# Information provided start
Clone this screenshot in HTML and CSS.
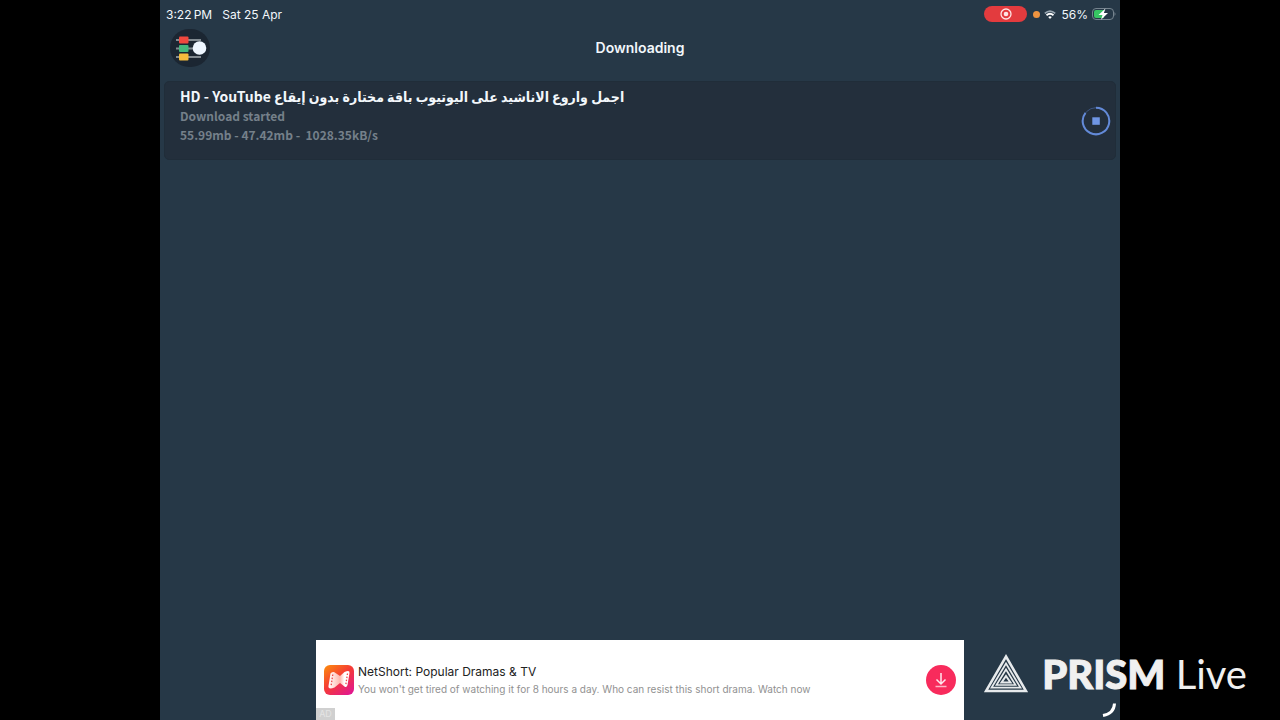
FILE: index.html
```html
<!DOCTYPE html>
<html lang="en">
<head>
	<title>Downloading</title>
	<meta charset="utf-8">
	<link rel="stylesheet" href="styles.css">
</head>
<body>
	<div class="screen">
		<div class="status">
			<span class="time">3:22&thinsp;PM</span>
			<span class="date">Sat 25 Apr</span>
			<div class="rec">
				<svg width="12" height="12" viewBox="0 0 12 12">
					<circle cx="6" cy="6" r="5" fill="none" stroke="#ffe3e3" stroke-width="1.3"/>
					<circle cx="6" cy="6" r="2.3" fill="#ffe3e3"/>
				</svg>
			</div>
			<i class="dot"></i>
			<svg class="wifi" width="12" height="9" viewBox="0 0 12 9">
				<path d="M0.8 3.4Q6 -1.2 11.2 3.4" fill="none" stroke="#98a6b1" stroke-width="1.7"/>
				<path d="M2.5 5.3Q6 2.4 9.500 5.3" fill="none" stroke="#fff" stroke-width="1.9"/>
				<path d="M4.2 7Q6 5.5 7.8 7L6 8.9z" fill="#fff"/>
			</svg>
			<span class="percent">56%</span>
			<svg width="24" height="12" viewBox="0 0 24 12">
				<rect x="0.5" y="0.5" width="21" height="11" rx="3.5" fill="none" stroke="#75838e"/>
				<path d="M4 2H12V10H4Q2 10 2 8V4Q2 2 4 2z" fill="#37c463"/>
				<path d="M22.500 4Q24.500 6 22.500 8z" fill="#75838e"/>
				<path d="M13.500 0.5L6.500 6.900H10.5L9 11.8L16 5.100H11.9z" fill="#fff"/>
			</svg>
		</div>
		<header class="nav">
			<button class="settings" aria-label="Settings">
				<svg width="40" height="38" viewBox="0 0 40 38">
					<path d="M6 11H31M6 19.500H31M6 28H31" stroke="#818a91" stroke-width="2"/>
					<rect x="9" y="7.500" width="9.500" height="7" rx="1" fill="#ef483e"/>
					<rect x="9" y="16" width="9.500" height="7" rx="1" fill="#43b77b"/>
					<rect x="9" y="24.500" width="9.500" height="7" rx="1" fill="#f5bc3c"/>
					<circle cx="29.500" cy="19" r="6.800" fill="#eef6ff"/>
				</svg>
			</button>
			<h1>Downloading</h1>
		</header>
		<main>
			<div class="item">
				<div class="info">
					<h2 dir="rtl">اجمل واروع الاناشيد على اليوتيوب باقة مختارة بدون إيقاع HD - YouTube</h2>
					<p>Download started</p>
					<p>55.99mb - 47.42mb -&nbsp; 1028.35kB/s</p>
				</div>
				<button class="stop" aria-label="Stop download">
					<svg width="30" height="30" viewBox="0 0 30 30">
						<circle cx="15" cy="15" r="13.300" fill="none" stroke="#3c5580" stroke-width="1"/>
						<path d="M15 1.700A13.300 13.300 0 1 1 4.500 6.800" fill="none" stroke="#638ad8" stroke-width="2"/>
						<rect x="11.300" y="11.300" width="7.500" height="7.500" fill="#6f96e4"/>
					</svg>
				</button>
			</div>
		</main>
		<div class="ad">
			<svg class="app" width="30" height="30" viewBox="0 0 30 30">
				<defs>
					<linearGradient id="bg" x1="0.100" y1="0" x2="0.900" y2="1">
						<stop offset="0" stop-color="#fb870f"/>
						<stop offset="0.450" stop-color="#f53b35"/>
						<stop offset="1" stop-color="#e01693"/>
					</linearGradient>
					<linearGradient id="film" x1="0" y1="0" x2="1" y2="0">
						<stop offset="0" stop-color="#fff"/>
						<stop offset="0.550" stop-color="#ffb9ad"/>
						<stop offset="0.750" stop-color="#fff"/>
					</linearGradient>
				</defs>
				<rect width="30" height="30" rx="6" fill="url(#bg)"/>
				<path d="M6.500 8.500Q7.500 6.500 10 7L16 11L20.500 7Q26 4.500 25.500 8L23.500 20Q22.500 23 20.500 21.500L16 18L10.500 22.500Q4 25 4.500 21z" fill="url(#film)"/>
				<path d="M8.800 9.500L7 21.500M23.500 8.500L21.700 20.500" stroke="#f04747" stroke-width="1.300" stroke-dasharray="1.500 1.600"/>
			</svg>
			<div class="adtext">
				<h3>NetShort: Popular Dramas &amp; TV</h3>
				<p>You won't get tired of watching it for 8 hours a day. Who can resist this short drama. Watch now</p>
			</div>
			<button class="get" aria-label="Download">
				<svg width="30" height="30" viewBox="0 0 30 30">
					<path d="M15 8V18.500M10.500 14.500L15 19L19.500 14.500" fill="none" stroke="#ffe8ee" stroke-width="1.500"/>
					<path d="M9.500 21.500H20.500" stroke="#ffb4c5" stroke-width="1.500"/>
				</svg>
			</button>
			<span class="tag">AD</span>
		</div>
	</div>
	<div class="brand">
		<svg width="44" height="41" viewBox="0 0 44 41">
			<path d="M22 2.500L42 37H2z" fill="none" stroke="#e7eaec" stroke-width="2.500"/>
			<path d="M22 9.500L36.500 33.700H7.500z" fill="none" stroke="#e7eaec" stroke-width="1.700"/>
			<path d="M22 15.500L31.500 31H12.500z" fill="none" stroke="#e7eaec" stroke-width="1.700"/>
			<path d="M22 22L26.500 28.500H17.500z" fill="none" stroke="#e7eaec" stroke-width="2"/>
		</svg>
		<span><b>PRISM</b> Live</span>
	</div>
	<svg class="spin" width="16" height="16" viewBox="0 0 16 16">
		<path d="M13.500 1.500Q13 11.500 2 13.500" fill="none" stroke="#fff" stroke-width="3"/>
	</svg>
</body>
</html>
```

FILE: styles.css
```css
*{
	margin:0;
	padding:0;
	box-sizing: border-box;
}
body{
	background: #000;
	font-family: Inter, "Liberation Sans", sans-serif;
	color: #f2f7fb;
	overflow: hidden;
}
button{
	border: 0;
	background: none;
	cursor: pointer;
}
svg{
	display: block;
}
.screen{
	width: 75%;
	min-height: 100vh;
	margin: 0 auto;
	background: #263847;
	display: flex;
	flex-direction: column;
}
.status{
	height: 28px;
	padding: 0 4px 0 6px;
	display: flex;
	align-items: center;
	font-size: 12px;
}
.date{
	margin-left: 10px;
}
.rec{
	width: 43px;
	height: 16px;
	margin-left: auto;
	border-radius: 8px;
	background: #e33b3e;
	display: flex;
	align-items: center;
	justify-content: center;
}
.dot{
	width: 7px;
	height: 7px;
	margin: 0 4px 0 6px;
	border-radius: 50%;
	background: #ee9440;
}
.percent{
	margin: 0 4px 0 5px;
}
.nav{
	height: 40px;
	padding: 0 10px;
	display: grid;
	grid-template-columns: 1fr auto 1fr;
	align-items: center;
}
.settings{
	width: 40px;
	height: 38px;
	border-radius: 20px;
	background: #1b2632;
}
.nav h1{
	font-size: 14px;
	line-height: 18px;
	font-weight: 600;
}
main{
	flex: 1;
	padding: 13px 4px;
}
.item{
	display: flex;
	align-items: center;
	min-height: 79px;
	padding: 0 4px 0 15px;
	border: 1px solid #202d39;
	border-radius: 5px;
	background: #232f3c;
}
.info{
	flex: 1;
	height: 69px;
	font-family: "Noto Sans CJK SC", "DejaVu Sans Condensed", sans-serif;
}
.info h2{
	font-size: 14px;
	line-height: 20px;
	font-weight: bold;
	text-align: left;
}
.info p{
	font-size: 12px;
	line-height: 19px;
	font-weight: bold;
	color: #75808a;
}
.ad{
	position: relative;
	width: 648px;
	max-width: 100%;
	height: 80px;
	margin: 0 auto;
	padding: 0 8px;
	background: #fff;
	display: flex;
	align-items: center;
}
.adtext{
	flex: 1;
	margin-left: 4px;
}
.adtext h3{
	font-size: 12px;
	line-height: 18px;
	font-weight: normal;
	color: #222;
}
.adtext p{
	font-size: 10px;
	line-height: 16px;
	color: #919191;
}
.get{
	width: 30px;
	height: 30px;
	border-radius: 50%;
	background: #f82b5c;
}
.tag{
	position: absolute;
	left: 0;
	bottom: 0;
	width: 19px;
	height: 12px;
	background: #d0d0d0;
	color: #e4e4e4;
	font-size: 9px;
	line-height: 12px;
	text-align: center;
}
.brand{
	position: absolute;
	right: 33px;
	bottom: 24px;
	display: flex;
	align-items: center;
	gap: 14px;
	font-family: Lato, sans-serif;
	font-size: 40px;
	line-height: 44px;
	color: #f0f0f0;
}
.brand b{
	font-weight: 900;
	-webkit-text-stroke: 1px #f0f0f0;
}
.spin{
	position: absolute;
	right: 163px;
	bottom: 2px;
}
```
# Information provided end
- Exercise prompt -
Look through the listing above. Pick out each line with "this" and copy it.

- Complete output -
Clone this screenshot in HTML and CSS.
				<p>You won't get tired of watching it for 8 hours a day. Who can resist this short drama. Watch now</p>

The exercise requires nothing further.